A plot point of the 1942 film comedy To Be or Not to Be involves the first line of the monologue. In the 1957 comedy film A King in New York, Charlie Chaplin recites the monologue in the shoes of the ambiguous King Shahdov.

At the end of Three Hams on Rye Shemp quoted the phrase to be or not to be? That is the question. At which Moe reply Here's the answer and give him said answer; a cake in a face.

Hamlet's line is the basis of the title of Kurt Vonnegut's 1962 short story "2 B R 0 2 B" (the zero is pronounced "nought"). The narrative takes place in a dystopian future in which the United States government, through scientific advancement, has achieved a "cure" for both aging and overpopulation. The alphabetical/numerical reformulation of Shakespeare's lines serves in the story as the phone number for the Federal Bureau of Termination's assisted suicide request line.

In 1963 at a debate in Oxford, Black liberation leader Malcolm X quoted the first few lines of the speech to make a point about "extremism in defense of liberty."

Last Action Hero (1993) has Jack Slater (Arnold Schwarzenegger) parody the phrase in a mock trailer of an actionized version of Hamlet before blowing up a castle behind him just by smoking a cigar. His version has him say "To be, or not to be? Not to be."

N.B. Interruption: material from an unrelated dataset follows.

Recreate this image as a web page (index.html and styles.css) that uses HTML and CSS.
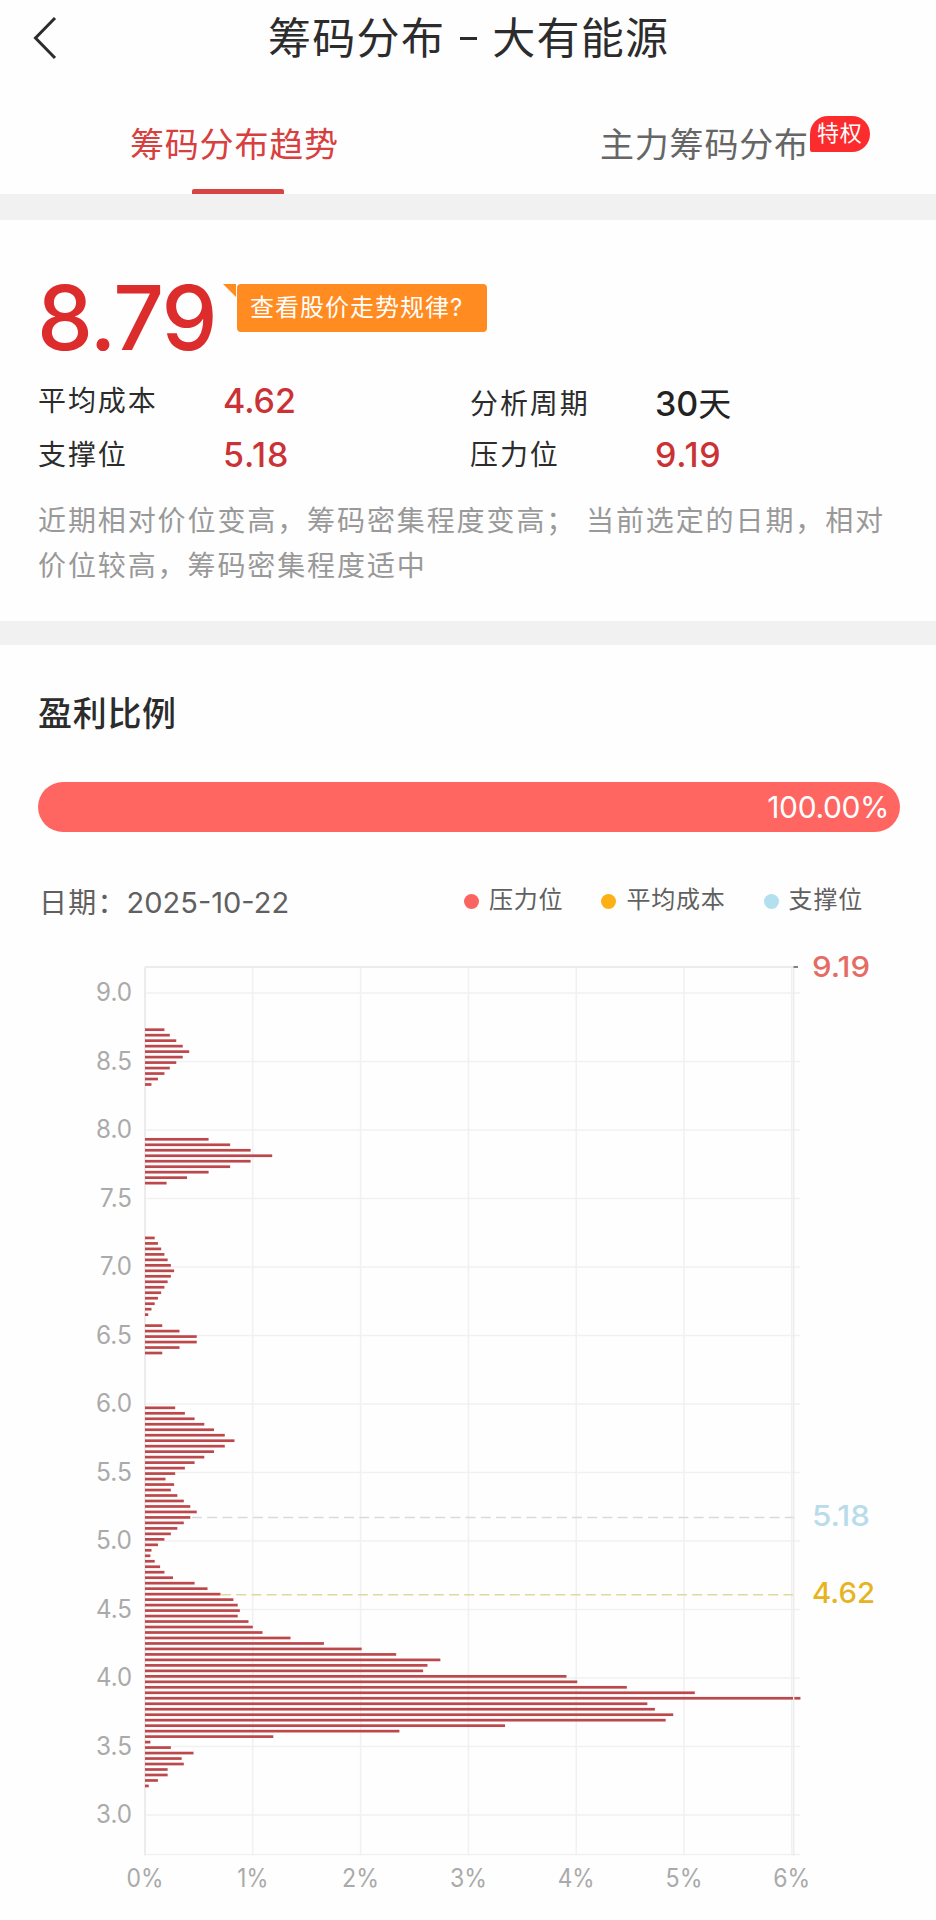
FILE: index.html
```html
<!DOCTYPE html>
<html lang="zh-CN">
<head>
    <meta charset="UTF-8">
    <meta name="viewport" content="width=device-width, initial-scale=1.0">
    <title>筹码分布 - 大有能源</title>
    <link rel="stylesheet" href="styles.css">
</head>
<body>

    <header class="header">
        <svg class="back" width="26" height="46" viewBox="0 0 26 46"><path d="M23 3 L3.5 23 L23 43"/></svg>
        <h1>筹码分布<span class="dash"></span>大有能源</h1>
    </header>

    <nav class="tabs">
        <div class="tab active"><span class="tab-text">筹码分布趋势</span></div>
        <div class="tab"><span class="tab-text">主力筹码分布</span><span class="badge">特权</span></div>
    </nav>

    <section class="summary">
        <div class="price-row">
            <span class="price">8.79</span>
            <svg class="tail" width="14" height="14" viewBox="0 0 14 14"><path d="M0 0 H13 V13 Z"/></svg>
            <span class="tip">查看股价走势规律?</span>
        </div>
        <div class="stats">
            <span class="label">平均成本</span><span class="value">4.62</span>
            <span class="label low">分析周期</span><span class="value dark low">30<span class="day">天</span></span>
            <span class="label">支撑位</span><span class="value wide">5.18</span>
            <span class="label">压力位</span><span class="value wide">9.19</span>
        </div>
        <p class="desc">近期相对价位变高，筹码密集程度变高； 当前选定的日期，相对<br>价位较高，筹码密集程度适中</p>
    </section>

    <section class="profit">
        <h2>盈利比例</h2>
        <div class="progress"><span>100.00%</span></div>
        <div class="info-row">
            <div class="date">日期：<span class="num">2025-10-22</span></div>
            <div class="legend">
                <span class="item"><i class="dot red"></i>压力位</span>
                <span class="item"><i class="dot orange"></i>平均成本</span>
                <span class="item"><i class="dot blue"></i>支撑位</span>
            </div>
        </div>
        <svg class="chart" id="chart" width="936" height="980" viewBox="0 940 936 980"></svg>
    </section>

    <script src="chart.js"></script>
</body>
</html>
```
FILE: styles.css
```css
* {
    box-sizing: border-box;
}
body {
    margin: 0;
    width: 936px;
    height: 1920px;
    overflow: hidden;
    background-color: #fefefe;
    color: #2c2c2c;
    font-family: Inter, "Noto Sans CJK SC", sans-serif;
    white-space: nowrap;
}
.header {
    display: flex;
    align-items: center;
    height: 76px;
    padding-left: 32px;
}
.back path {
    fill: none;
    stroke: #2c2c2c;
    stroke-width: 3;
}
h1 {
    display: flex;
    align-items: center;
    margin: 0 0 0 210px;
    font-size: 43px;
    font-weight: 400;
    line-height: 76px;
    letter-spacing: 1.3px;
}
.dash {
    width: 17px;
    height: 3px;
    margin: 0 15px;
    background-color: #2c2c2c;
}
.tabs {
    display: flex;
    height: 118px;
}
.tab {
    display: flex;
    width: 50%;
    height: 118px;
    padding-left: 130px;
    font-size: 34px;
    line-height: 137px;
    letter-spacing: 0.8px;
    color: #666;
}
.tab.active {
    flex-direction: column;
    justify-content: space-between;
    color: #d84040;
}
.tab.active .tab-text {
    height: 113px;
}
.tab.active::after {
    content: "";
    width: 92px;
    height: 5px;
    margin-left: 62px;
    border-radius: 2px 2px 0 0;
    background-color: #d64541;
}
.tab + .tab {
    padding-left: 132px;
}
.badge {
    width: 60px;
    height: 36px;
    margin: 40px 0 0 1px;
    border-radius: 18px 18px 18px 2px;
    background-color: #fb2b2e;
    color: #fff;
    font-size: 22px;
    line-height: 34px;
    text-align: center;
}
.summary {
    height: 451px;
    padding: 53px 38px 0;
    border-top: 26px solid #f1f1f1;
    border-bottom: 24px solid #f1f1f1;
}
.price-row {
    display: flex;
    align-items: flex-start;
    height: 98px;
}
.price {
    width: 185px;
    font-size: 89px;
    font-weight: 500;
    line-height: 90px;
    letter-spacing: -1.6px;
    text-indent: -1px;
    color: #dd2c2c;
}
.tail {
    margin-top: 11px;
}
.tail path {
    fill: #ff8b21;
}
.tip {
    width: 250px;
    height: 48px;
    margin-top: 11px;
    padding-left: 13px;
    border-radius: 4px;
    background-color: #ff8b21;
    color: #fff;
    font-size: 24px;
    line-height: 48px;
    letter-spacing: 1px;
}
.stats {
    display: grid;
    grid-template-columns: 185px 247px 185px 200px;
    grid-auto-rows: 54px;
    margin-top: 3px;
    line-height: 54px;
}
.label {
    font-size: 28px;
    letter-spacing: 1.9px;
}
.value {
    font-size: 34px;
    font-weight: 500;
    color: #cb3236;
}
.value.wide {
    letter-spacing: 0.8px;
}
.value.dark {
    color: #222;
}
.low {
    padding-top: 3px;
}
.day {
    font-size: 33px;
    font-weight: 400;
}
.desc {
    margin: 17px 0 0;
    font-size: 28px;
    line-height: 45px;
    letter-spacing: 1.9px;
    color: #999;
}
.profit {
    height: 1275px;
}
h2 {
    margin: 0;
    padding: 44px 38px 0;
    font-size: 34px;
    font-weight: 500;
    line-height: 50px;
    letter-spacing: 0.7px;
}
.progress {
    display: flex;
    justify-content: flex-end;
    width: 862px;
    height: 50px;
    margin: 43px 0 0 38px;
    padding-right: 11px;
    border-radius: 25px;
    background-color: #ff6661;
    color: #fff;
    font-size: 30px;
    line-height: 51px;
    letter-spacing: -0.4px;
}
.info-row {
    display: flex;
    height: 108px;
    padding-left: 39px;
    color: #606060;
}
.date {
    width: 425px;
    font-size: 28px;
    line-height: 141px;
    letter-spacing: 1.2px;
}
.num {
    font-size: 29px;
    letter-spacing: 0;
}
.legend {
    display: flex;
    align-items: flex-start;
    gap: 38px;
    padding-top: 56px;
    font-size: 24px;
    line-height: 24px;
    letter-spacing: 0.8px;
}
.item {
    display: flex;
    align-items: center;
}
.dot {
    width: 15px;
    height: 15px;
    margin: 3px 10px 0 0;
    border-radius: 50%;
}
.red {
    background-color: #fa6561;
}
.orange {
    background-color: #fbb114;
}
.blue {
    background-color: #b3e0ef;
}
.chart {
    display: block;
}
.chart text {
    font-family: Inter, sans-serif;
}
.chart .axis {
    fill: #aaa;
    font-size: 25px;
}
.chart .mark {
    font-size: 29px;
    font-weight: 500;
}
.chart .grid {
    stroke: #f1f1f1;
    stroke-width: 1.5;
}
.chart .frame {
    stroke: #ececec;
    stroke-width: 2;
}
.chart .bar {
    fill: #bd484c;
}
```
FILE: chart.js
```js
const svg = document.getElementById("chart");
const left = 145, top0 = 967, bottom = 1854.5, right = 800;
const pct = 107.8;   // width of 1%
const step = 5.48;   // distance between two price levels

// share of chips (in %) per price level, starting with the highest price
const groups = [
    [0, [0.18, 0.23, 0.29, 0.35, 0.41, 0.35, 0.29, 0.23, 0.18, 0.12, 0.06]],
    [20, [0.59, 0.79, 0.98, 1.18, 0.98, 0.79, 0.59, 0.39, 0.2]],
    [38, [0.09, 0.12, 0.15, 0.18, 0.21, 0.24, 0.27, 0.24, 0.21, 0.18, 0.15, 0.12, 0.09, 0.06, 0.03]],
    [54, [0.16, 0.32, 0.48, 0.48, 0.32, 0.16]],
    [69, [0.28, 0.37, 0.46, 0.55, 0.64, 0.74, 0.83, 0.74, 0.64, 0.55, 0.46, 0.37, 0.28, 0.19,
        0.27, 0.24, 0.3, 0.36, 0.42, 0.48, 0.42, 0.36, 0.3, 0.24, 0.18, 0.12, 0.06, 0.05,
        0.09, 0.14, 0.18, 0.26, 0.46, 0.58, 0.7, 0.82, 0.86, 0.88, 0.86, 0.96, 1.0, 1.09,
        1.35, 1.66, 2.01, 2.33, 2.74, 2.62, 2.58, 3.91, 4.01, 4.47, 5.1, 6.08, 4.66, 4.73,
        4.9, 4.83, 3.34, 2.36, 1.19, 0.05, 0.24, 0.45, 0.34, 0.36, 0.21, 0.21, 0.12, 0.035]]
];

function add(tag, attrs, text) {
    const el = document.createElementNS("http://www.w3.org/2000/svg", tag);
    for (const key in attrs) el.setAttribute(key, attrs[key]);
    if (text) el.textContent = text;
    svg.appendChild(el);
}

function line(x1, y1, x2, y2, cls) {
    add("line", { x1, y1, x2, y2, class: cls });
}

function label(x, y, cls, anchor, width, text, fill) {
    const attrs = { x, y, class: cls, "text-anchor": anchor, textLength: width, lengthAdjust: "spacingAndGlyphs" };
    if (fill) attrs.fill = fill;
    add("text", attrs, text);
}

// grid and axis labels
for (let i = 0; i <= 12; i++) {
    const y = 993 + i * 68.5;
    const price = (9 - i * 0.5).toFixed(1);
    line(left, y, right, y, "grid");
    label(132, y + 8, "axis", "end", price[0] === "7" ? 32 : 36, price);
}
for (let i = 0; i <= 6; i++) {
    const x = left + i * pct;
    line(x, top0, x, bottom + 1, i === 0 ? "frame" : "grid");
    label(x, 1887, "axis", "middle", i === 1 ? 31 : 37, i + "%");
}
line(left, top0, 794, top0, "frame");
line(left, bottom, right, bottom, "grid");

// marker lines
add("line", { x1: 192, y1: 1517.5, x2: 798, y2: 1517.5, stroke: "#d5dcda", "stroke-width": 1.3, "stroke-dasharray": "10 5.2" });
add("line", { x1: 221, y1: 1594.7, x2: 798, y2: 1594.7, stroke: "#dfd99c", "stroke-width": 1.6, "stroke-dasharray": "10 5.2" });

groups.forEach(([start, values]) => {
    values.forEach((v, i) => {
        add("rect", { x: left, y: 1029.7 + (start + i) * step - 1.35, width: v * pct, height: 2.7, class: "bar" });
    });
});

// right border and the tick of the top marker
add("line", { x1: 793.7, y1: top0, x2: 793.7, y2: bottom + 1, stroke: "#ececec", "stroke-width": 1.4 });
add("rect", { x: 793.5, y: 966, width: 4.5, height: 2, fill: "#8a8080" });

label(812, 976.5, "mark", "start", 58, "9.19", "#e56b65");
label(812, 1526, "mark", "start", 58, "5.18", "#b9dcea");
label(812, 1603, "mark", "start", 63, "4.62", "#e6b422");
```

Star Treks sixth film, The Undiscovered Country (1991) was named for the line from this speech, albeit the Klingon interpretation in which the title refers to the future and not death. References are made to Shakespeare during the film including Klingon translations of his works and the use of the phrase "taH pagh, taHbe' ", roughly meaning "whether to continue, or not to continue [existence]."

What Dreams May Come, the 1978 novel by Richard Matheson and its 1998 film adaptation derive their name from a line from this speech.

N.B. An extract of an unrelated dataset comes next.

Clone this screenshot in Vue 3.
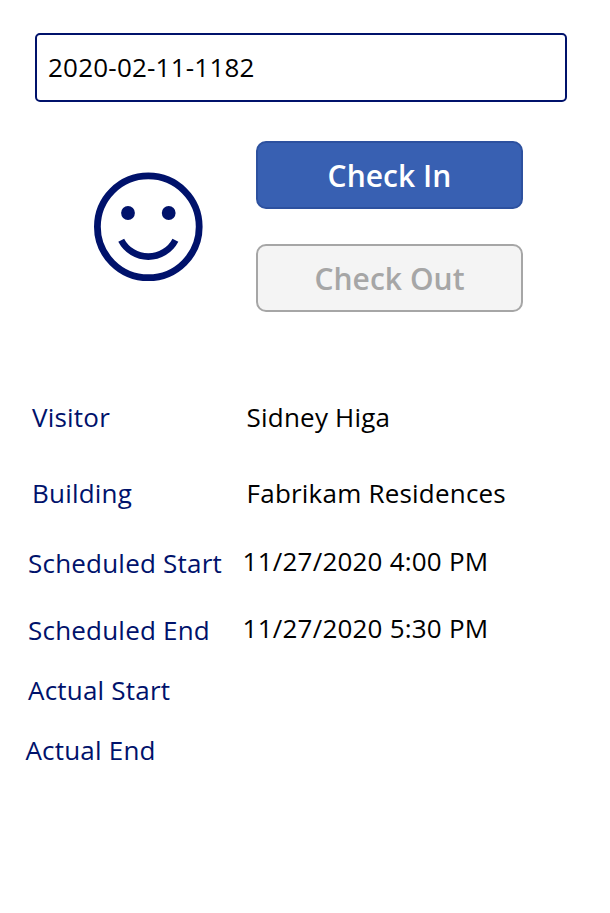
<script setup>
const rows = [
  { label: 'Visitor', value: 'Sidney Higa', key: 'visitor' },
  { label: 'Building', value: 'Fabrikam Residences', key: 'building' },
  { label: 'Scheduled Start', value: '11/27/2020 4:00 PM', key: 'sched-start' },
  { label: 'Scheduled End', value: '11/27/2020 5:30 PM', key: 'sched-end' },
  { label: 'Actual Start', value: '', key: 'actual-start' },
  { label: 'Actual End', value: '', key: 'actual-end' },
]
</script>

<template>
  <main class="screen">
    <div class="code">2020-02-11-1182</div>
    <section class="actions">
      <svg class="smile" viewBox="0 0 110 110" fill="none" stroke="#00126b">
        <circle cx="55.3" cy="54.8" r="50.9" stroke-width="6.8" />
        <circle cx="35" cy="41" r="6.9" fill="#00126b" stroke="none" />
        <circle cx="75.7" cy="41" r="6.9" fill="#00126b" stroke="none" />
        <path d="M28.2 68.2A30.6 30.6 0 0 0 82.4 68.2" stroke-width="6.6" />
      </svg>
      <div class="buttons">
        <button class="btn primary">Check In</button>
        <button class="btn" disabled>Check Out</button>
      </div>
    </section>
    <dl class="details">
      <div v-for="r in rows" :key="r.key" class="row" :class="r.key">
        <dt>{{ r.label }}</dt>
        <dd>{{ r.value }}</dd>
      </div>
    </dl>
  </main>
</template>

<style>
body { background: #fff; }
</style>

<style scoped>
.screen {
  box-sizing: border-box;
  height: 913px;
  padding: 33px 43px 0 35px;
  font-family: "Open Sans", sans-serif;
  font-size: 26px;
  line-height: 36px;
  letter-spacing: 0.21px;
  color: #000;
}
.code {
  box-sizing: border-box;
  height: 69px;
  padding: 14px 11px;
  border: 2px solid #00126b;
  border-radius: 5px;
}
.actions {
  display: flex;
  gap: 53px;
  padding: 39px 0 0 58px;
}
.smile {
  width: 110px;
  height: 110px;
  margin-top: 31px;
}
.buttons {
  display: flex;
  flex-direction: column;
  gap: 35px;
}
.btn {
  box-sizing: border-box;
  width: 267px;
  height: 68px;
  padding: 1px 0 0;
  border: 2px solid #a6a6a6;
  border-radius: 10px;
  background: #f4f4f4;
  color: #a6a6a6;
  font: 600 30px/40px "Open Sans", sans-serif;
  letter-spacing: 0.05px;
}
.primary {
  padding-top: 2px;
  border-color: #2d519f;
  background: #3860b2;
  color: #fff;
}
.details {
  margin: 87px 0 0 -10px;
}
.row {
  display: flex;
  height: 36px;
  white-space: nowrap;
}
dt {
  width: 214.6px;
  color: #00126b;
}
dd {
  margin: 0;
}
.visitor { margin: 0 0 40px 7px; }
.building { margin: 0 0 32px 7px; }
.sched-start { margin: 0 0 31px 3px; }
.sched-end { margin: 0 0 26px 3px; }
.sched-start dt, .sched-end dt { padding-top: 2px; }
.actual-start { margin: 0 0 24px 3px; }
.actual-end { margin-left: 0.4px; }
</style>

The 1997 film adaptation of George of the Jungle also parodies this line; when George (Brendan Fraser) sees a paraglider dangling off the San Francisco–Oakland Bay Bridge and notices a rope on the bridge's ledge, he quotes to the audience "To swing, or not to swing"? After deciding "swing", George grabs the rope and swings, saving the paraglider.

The New Zealand television series Outrageous Fortune takes its title from the words of the third line of the speech.

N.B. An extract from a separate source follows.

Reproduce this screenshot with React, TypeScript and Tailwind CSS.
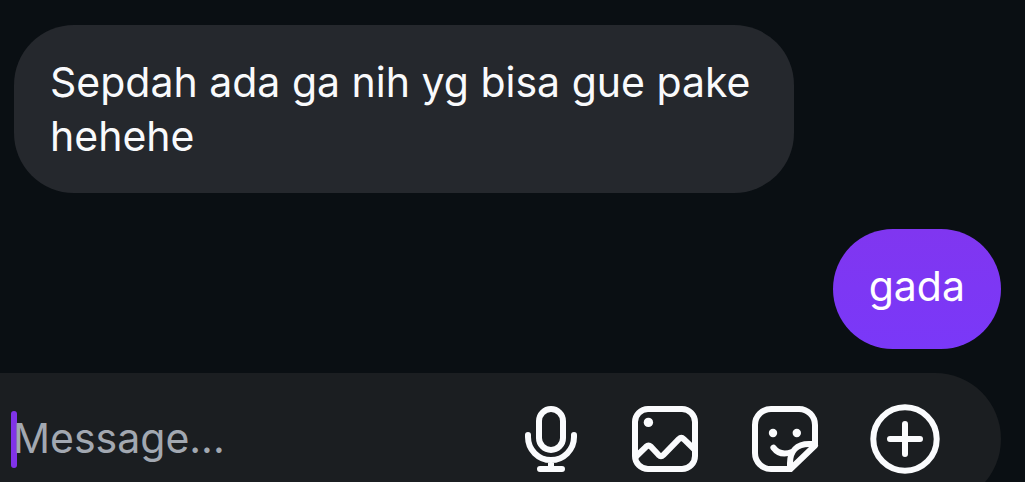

A shorter Hindi version of "To be, or not to be" was recited by Shahid Kapoor in the 2014 Bollywood film Haider.

Stargate Atlantis, the Season 4 Episode 10 named "This Mortal Coil" (2008) after the speech, as well as Season 4 Episode 11 named "Be All My Sins Remember'd" (2008). These episodes involved learning about and fighting the artificial intelligence species Replicator.

The virtuoso soliloquy in Carl Michael Bellman's Fredman's Epistles, "Ack du min moder", was described by the poet and literary historian Oscar Levertin as "the to-be-or-not-to-be of Swedish literature".

In 2016, for the 400th Anniversary of the Shakespeare's death, the opening line was analysed, for humorous effect by a litany of Royal Shakespeare Company patrons and alumni.

The Japanese band P-Model's song "2D or Not 2D", off their self-titled album, directly references the line.